Is it possible to use apoc.cloneSubgraphFromPaths (or similar) to clone a large graph in batches to prevent OOM?

Hi,

I am attempting to clone a pretty large subgraph (needs to support cloning millions of nodes).
Currently I have been utilizing apoc.cloneSubgraphFromPaths in the following manner:

MATCH path=(doc:Document)-[*]->(:Node)
WHERE id(doc) = 23398
WITH doc, collect(path) as paths
CALL apoc.refactor.cloneSubgraphFromPaths(paths) YIELD input, output, error
SET output:Temp
WITH output 
WHERE output:Document
RETURN id(output)

Which works great, except as the subgraph size increases the memory usage of the db gets pretty big to the point of hitting an OOM error and requiring the db to be restarted.
Currently I'm running the database within docker and giving it just 2GB of RAM with the plan to try stuff out on smaller data sets (few hundred thousand) and try and get it successfully cloning without exceeding that 2GB. The reasoning is I'd like to be able to clone a subgraph without worrying about it potentially running out of memory.

I have tried copying a method I found in this presentation (slide 45) to do the cloning in batches (the presentation uses the method to delete nodes):

WITH range(2, 54) AS highr
UNWIND highr AS i1
CALL apoc.periodic.commit(
    'MATCH (doc:Document) WHERE ID(doc) = 541714
     WITH range(0, 9999) AS lowr, doc
     UNWIND lowr AS i2
     WITH '+i1+' * 10000 + i2 AS id WHERE id < 542330
     MATCH path=(doc)-[*]->(n:Node)
     WITH doc, COLLECT(path) AS paths LIMIT 10000
     CALL apoc.refactor.cloneSubgraphFromPaths(paths) YIELD output, error
     SET output:Temp',
     {batchSize:10000}
) YIELD updates
RETURN []

Firstly, this just didn't work. After about 8s the query finishes and there are no cloned nodes.
Secondly, I realised a flaw in this approach (even if I got it working): relationships between nodes created in separate batches would not be created, and I see no obvious way to rectify that.

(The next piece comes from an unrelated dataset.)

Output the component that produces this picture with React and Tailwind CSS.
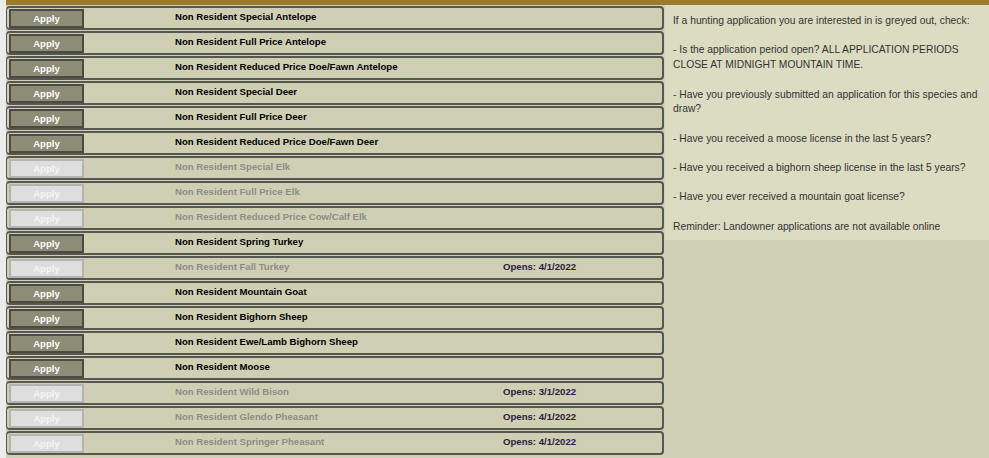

Is anybody aware of any graph algorithms / procedures I could utilize to try and achieve my goal?

I should note that taking the database down and using offline tools is not a feasible option, we'd like to do it "live".

Thanks in advance.

Did u get any solution? I am also facing the same issue

The code in the presentation that you reference implements an update of a collection of entities based on their range of internal identifiers. It splits the range into groups of 1000 and process each batch with apoc.periodic.commit. I don't see an application of this to your scenario. In your case, you have one subgraph you are updating that originates from one root node. Since the cloneSubgraphFromPaths procedures takes then entire collection of paths, I don't see how to batch it using apoc.periodic.commit.

Your memory issue as the size of the graph increases may be due to the size of the path data growing. Keep in mind that the collection of paths originating from a single root nodes and traversing to a terminal node will have a lot of redundant data, as paths can contain segments that are in common and a long path will result in multiple paths of length 1, 2, 3, etc, until the end of the path.

Anyway, maybe using cloneSubgraph will help, as it just needs the collection of unique nodes that comprise the subgraph. The nodes can be determined from one of the apoc.path procedures. I got the following to work with my own test data. Maybe it will help with your memory footprint, assuming the results are the same. Worth a try?

MATCH (doc:Document where id(doc) = 23398)
call apoc.path.subgraphNodes(doc, {labelFilter: "Node"}) yield node
WITH collect(node) as nodes
CALL apoc.refactor.cloneSubgraph(nodes) YIELD output
SET output:Temp
WITH output
WHERE output:Document
RETURN id(output)

What is the purpose of line 7? Do the subgraph nodes have labels 'Node' and 'Document'?